TASK REQUIREMENTS:
Gather, from the listing beneath this task, every line holding the string "that".

RECORD EXTRACTS:
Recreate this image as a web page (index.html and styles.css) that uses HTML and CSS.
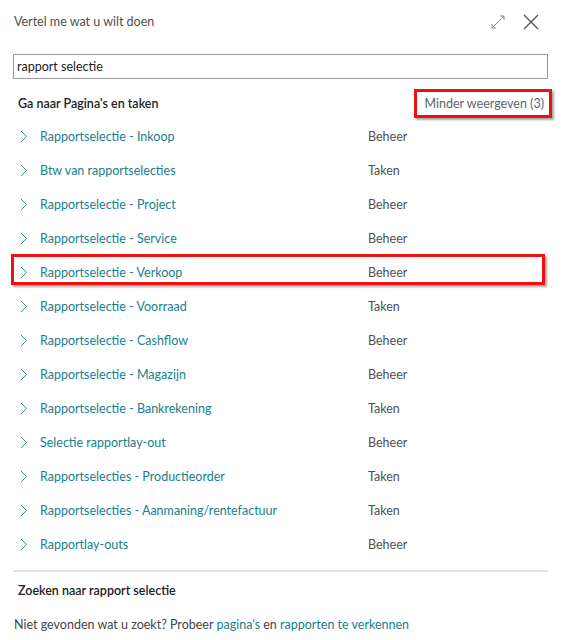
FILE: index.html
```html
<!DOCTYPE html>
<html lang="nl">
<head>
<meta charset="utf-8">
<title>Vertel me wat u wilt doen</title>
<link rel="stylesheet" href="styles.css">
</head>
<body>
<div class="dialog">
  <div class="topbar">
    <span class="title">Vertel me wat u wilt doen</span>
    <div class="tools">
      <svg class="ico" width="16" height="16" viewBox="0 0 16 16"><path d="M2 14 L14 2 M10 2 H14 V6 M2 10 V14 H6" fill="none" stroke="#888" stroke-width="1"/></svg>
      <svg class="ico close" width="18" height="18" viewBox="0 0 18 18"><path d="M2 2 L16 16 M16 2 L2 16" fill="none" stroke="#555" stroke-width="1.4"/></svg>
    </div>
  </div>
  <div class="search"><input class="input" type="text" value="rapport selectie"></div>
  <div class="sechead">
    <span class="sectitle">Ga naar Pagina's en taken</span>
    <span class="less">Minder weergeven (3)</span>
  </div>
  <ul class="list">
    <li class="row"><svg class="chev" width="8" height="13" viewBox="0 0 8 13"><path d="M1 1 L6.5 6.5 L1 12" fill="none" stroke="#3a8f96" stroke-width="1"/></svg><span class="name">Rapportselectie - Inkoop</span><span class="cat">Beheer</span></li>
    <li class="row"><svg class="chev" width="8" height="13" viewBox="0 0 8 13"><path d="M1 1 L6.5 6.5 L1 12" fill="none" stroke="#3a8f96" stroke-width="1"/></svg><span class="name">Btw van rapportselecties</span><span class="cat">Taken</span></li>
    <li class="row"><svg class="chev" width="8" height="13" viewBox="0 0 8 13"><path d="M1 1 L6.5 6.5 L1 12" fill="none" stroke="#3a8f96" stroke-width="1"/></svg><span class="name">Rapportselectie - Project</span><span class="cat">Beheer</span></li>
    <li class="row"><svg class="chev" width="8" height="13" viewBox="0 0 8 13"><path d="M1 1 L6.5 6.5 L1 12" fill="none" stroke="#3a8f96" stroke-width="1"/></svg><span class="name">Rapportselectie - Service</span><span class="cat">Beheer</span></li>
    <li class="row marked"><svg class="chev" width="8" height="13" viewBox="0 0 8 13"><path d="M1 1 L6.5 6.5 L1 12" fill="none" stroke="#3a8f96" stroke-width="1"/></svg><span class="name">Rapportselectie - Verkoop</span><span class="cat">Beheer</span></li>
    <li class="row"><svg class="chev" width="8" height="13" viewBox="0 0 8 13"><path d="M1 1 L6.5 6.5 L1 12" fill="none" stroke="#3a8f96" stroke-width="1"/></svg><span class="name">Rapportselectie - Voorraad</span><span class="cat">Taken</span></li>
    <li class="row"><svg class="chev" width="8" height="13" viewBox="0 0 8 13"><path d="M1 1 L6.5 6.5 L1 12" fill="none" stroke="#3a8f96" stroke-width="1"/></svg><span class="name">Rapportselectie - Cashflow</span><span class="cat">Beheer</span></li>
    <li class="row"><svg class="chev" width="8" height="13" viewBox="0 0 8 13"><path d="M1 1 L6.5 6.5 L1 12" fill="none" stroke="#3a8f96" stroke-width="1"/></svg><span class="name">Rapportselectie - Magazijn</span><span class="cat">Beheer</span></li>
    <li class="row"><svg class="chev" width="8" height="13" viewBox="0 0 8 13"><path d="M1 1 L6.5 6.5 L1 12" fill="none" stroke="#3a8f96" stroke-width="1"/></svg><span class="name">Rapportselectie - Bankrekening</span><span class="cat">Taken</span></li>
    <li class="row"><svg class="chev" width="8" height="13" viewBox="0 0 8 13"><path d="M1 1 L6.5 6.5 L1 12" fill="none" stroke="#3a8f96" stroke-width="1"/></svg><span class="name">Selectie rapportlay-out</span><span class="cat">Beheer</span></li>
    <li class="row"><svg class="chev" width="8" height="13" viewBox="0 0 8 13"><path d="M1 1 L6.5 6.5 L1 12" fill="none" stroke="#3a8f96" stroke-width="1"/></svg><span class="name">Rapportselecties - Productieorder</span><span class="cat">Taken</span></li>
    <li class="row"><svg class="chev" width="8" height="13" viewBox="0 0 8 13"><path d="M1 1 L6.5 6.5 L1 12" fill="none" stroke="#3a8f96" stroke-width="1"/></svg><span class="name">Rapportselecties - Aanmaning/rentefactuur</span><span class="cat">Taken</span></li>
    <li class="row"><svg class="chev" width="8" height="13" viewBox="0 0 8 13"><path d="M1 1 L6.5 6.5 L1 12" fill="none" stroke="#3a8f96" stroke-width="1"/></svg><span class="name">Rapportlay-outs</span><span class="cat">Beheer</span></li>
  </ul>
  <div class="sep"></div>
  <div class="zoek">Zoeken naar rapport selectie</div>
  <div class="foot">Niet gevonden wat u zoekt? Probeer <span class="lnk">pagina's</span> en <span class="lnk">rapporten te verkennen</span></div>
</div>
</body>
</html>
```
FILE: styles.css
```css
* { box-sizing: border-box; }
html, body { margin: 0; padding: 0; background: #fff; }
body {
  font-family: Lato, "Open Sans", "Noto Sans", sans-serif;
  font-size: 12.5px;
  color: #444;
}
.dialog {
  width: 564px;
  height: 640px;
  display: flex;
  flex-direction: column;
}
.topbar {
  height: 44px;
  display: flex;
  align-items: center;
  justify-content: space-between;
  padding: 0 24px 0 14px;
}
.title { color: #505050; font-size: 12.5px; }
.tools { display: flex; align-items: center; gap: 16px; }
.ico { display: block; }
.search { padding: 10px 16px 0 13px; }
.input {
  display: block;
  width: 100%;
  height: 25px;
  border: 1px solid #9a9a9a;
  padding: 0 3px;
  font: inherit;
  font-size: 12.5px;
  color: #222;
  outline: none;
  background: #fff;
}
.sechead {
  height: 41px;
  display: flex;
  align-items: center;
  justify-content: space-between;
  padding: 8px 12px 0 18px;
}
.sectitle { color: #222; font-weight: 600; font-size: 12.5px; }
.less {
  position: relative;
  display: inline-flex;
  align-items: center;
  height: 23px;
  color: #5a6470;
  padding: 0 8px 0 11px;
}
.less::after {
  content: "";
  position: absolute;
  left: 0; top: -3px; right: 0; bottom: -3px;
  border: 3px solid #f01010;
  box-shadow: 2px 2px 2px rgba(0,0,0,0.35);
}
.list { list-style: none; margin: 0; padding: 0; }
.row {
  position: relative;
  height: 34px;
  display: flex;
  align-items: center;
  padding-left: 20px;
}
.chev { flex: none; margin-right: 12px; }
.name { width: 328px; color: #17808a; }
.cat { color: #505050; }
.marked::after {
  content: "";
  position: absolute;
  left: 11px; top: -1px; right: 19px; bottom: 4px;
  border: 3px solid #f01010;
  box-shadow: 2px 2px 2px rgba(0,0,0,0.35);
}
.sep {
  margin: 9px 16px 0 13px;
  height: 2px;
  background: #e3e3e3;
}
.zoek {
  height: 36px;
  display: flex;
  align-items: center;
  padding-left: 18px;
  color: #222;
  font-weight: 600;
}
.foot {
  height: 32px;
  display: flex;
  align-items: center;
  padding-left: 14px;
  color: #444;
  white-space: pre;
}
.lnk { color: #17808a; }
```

---

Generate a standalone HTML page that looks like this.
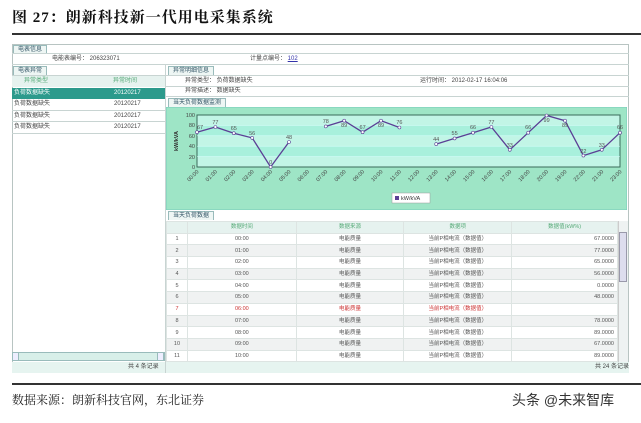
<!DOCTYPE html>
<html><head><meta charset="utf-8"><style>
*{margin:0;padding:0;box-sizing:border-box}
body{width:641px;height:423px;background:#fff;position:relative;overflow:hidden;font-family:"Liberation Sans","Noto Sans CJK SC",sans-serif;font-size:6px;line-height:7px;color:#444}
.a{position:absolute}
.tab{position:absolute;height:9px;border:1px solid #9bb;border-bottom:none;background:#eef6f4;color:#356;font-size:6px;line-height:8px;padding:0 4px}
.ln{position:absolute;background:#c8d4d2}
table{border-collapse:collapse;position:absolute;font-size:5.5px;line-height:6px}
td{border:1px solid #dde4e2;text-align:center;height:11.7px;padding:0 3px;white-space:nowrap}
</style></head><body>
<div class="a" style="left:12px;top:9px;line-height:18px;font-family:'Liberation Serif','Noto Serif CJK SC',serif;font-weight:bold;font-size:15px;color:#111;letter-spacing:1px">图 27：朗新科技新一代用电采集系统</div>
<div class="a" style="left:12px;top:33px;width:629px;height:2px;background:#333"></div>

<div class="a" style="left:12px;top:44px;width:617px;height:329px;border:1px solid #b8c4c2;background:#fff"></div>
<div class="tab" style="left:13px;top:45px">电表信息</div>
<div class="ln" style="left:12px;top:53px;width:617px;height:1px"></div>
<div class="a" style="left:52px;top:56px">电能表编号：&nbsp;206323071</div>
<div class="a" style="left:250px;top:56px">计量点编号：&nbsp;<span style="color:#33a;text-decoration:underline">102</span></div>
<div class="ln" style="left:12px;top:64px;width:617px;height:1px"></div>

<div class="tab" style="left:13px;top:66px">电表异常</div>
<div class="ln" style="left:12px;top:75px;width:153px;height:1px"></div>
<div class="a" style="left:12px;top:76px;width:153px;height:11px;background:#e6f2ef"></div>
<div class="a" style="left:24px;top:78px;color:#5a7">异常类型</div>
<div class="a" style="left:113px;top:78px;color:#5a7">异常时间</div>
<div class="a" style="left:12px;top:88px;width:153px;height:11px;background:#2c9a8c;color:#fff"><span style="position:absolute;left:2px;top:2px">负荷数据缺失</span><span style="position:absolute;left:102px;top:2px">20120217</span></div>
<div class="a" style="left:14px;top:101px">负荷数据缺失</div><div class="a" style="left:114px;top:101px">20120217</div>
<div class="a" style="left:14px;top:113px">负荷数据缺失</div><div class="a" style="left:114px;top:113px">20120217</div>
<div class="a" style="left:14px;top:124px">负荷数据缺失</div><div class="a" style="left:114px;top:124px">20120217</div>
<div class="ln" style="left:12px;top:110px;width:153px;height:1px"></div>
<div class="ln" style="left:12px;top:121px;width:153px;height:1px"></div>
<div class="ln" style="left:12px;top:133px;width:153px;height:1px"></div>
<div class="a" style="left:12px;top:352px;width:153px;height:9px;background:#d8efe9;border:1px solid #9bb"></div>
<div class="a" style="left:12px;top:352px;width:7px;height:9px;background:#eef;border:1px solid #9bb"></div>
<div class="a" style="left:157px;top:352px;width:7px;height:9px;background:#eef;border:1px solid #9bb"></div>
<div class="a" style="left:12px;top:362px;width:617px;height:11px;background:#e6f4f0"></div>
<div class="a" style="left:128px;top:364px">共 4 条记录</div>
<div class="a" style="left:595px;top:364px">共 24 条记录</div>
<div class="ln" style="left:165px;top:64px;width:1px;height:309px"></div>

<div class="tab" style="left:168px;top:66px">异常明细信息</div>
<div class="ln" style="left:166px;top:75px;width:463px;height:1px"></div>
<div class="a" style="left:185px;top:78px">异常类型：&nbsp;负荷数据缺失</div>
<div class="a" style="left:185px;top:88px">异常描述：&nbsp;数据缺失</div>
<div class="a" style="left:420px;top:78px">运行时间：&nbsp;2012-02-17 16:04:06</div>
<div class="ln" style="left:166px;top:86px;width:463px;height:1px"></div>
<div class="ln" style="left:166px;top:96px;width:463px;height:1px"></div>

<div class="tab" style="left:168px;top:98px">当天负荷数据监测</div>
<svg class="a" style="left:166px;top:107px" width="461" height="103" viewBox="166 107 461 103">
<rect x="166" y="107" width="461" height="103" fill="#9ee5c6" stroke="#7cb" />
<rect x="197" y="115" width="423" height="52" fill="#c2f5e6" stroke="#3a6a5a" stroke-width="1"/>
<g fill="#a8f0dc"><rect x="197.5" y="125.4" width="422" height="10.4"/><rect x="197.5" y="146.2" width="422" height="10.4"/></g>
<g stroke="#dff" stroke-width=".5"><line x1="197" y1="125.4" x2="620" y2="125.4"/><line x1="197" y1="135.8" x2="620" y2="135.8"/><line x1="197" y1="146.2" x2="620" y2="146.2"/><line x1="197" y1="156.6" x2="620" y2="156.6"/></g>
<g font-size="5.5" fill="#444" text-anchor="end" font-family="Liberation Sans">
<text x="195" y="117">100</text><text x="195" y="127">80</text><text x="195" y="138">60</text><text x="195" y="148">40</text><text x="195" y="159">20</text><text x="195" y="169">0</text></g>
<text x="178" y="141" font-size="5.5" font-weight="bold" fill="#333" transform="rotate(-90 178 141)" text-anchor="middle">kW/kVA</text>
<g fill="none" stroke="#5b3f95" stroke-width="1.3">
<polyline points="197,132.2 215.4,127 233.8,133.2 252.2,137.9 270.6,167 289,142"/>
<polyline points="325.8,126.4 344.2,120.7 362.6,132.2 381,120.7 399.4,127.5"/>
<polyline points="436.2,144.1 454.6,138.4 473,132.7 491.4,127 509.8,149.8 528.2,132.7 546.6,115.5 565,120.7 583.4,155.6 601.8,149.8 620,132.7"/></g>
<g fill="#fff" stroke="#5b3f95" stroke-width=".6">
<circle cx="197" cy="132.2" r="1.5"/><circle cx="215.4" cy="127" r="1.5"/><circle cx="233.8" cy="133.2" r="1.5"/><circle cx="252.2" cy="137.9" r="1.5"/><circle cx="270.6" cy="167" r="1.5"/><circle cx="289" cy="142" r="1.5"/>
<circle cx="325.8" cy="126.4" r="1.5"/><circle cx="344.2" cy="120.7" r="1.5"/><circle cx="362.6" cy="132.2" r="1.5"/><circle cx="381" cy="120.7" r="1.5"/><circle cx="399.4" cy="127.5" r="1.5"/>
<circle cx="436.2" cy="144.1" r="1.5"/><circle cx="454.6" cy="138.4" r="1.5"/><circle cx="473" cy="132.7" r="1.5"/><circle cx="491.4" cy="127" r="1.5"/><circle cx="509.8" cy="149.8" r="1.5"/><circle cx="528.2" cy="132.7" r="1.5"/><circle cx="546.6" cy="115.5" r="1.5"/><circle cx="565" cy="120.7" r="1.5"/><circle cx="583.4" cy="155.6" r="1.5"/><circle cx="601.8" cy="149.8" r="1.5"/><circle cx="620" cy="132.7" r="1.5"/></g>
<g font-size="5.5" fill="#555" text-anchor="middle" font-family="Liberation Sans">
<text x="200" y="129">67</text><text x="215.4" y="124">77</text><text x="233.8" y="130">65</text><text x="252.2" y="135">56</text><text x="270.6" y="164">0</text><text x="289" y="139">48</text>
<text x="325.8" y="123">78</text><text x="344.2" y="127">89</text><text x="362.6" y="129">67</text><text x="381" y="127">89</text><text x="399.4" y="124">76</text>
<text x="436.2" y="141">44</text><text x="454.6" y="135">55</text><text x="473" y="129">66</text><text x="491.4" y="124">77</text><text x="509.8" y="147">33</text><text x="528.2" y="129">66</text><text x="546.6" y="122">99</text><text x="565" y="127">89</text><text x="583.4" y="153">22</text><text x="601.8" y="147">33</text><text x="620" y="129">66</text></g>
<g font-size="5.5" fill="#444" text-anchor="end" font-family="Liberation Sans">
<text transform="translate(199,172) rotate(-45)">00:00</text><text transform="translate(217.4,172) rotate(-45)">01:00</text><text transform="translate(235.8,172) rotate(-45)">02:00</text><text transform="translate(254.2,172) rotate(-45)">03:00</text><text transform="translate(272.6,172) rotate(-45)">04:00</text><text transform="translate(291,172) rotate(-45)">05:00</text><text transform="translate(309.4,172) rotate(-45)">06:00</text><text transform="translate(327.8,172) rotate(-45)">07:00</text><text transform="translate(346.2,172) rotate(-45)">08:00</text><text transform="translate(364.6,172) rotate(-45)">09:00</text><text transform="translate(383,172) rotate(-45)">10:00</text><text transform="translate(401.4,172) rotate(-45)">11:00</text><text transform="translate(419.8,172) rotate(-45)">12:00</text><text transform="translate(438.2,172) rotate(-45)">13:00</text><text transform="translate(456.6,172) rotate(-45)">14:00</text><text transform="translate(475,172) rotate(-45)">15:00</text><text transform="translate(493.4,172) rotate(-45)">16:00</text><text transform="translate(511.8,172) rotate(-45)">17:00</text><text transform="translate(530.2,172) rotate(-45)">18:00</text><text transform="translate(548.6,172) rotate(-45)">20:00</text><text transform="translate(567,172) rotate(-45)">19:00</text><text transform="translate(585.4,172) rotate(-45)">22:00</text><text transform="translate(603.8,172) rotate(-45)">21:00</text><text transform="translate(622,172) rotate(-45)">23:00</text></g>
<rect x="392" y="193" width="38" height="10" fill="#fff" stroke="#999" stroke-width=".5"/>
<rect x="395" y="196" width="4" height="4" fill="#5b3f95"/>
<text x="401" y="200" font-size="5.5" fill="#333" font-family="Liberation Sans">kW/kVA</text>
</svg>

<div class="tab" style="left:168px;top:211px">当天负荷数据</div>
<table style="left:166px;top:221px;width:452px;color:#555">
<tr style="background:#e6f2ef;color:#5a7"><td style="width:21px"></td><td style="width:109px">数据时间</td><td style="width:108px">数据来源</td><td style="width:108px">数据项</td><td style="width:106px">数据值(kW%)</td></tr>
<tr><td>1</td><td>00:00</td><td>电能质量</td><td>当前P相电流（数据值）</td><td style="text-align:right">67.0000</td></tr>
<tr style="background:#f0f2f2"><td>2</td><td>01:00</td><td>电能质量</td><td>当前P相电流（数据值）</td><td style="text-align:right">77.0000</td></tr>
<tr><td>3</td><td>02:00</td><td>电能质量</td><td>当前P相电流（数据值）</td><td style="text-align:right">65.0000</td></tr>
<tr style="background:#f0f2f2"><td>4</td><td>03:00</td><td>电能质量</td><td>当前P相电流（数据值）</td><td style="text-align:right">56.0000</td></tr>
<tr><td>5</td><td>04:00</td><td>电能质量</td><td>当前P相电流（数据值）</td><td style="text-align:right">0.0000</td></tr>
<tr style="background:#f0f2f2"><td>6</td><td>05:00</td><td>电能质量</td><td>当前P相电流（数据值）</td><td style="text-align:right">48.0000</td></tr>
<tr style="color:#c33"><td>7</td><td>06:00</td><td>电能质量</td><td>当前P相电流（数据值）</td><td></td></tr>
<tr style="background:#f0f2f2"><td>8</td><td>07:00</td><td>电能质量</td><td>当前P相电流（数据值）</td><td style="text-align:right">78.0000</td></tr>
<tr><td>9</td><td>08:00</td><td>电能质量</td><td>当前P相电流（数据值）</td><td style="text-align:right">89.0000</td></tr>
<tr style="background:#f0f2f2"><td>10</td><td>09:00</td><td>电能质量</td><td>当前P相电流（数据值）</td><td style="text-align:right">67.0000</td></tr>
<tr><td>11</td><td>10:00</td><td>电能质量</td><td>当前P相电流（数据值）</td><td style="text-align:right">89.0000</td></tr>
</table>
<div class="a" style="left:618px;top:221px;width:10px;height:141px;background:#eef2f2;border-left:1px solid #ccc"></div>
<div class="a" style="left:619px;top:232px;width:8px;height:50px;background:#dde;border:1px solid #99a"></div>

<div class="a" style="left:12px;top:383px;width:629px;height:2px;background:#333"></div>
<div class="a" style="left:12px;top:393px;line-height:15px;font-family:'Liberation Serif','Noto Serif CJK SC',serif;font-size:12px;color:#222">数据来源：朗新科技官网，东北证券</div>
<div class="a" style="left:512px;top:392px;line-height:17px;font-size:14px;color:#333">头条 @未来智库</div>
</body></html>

==

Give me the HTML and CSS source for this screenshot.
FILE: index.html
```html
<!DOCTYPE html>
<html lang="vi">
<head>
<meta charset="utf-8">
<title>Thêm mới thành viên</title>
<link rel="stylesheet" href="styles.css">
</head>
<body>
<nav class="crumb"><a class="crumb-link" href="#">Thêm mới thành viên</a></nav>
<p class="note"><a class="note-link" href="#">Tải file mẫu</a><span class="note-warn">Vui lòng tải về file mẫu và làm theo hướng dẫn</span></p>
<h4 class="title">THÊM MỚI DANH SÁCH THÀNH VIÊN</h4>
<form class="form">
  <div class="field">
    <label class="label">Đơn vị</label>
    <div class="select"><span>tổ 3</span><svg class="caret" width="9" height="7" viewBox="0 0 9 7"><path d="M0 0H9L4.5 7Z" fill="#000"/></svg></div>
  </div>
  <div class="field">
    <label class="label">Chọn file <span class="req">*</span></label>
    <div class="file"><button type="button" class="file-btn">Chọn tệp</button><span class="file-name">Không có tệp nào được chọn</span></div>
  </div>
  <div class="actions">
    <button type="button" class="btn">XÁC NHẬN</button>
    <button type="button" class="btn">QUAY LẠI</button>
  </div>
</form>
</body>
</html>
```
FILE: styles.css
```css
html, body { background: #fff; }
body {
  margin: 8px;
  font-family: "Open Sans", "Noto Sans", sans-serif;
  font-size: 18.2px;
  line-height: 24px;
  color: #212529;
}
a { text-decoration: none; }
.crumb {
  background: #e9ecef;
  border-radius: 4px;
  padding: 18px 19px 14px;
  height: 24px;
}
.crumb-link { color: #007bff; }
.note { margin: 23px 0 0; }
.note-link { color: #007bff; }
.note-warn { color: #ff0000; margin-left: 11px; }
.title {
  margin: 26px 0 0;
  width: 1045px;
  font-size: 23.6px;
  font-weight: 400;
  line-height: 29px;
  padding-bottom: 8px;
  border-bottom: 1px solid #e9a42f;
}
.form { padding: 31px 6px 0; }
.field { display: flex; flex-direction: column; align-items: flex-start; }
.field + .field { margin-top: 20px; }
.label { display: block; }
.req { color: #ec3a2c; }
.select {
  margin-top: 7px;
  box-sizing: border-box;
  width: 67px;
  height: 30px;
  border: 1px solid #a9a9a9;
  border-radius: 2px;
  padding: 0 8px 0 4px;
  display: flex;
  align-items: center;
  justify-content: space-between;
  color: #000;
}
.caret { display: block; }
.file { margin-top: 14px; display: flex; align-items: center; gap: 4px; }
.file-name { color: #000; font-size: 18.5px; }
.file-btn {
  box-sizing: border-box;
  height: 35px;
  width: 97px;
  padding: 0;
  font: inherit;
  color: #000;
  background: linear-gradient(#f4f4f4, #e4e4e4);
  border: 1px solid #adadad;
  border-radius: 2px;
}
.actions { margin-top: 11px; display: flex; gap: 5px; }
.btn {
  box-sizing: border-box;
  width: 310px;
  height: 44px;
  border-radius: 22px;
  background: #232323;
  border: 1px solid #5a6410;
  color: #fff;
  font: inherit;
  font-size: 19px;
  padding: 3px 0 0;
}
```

EXERCISE ANSWER:
Recreate this image as a web page (index.html and styles.css) that uses HTML and CSS.
Generate a standalone HTML page that looks like this.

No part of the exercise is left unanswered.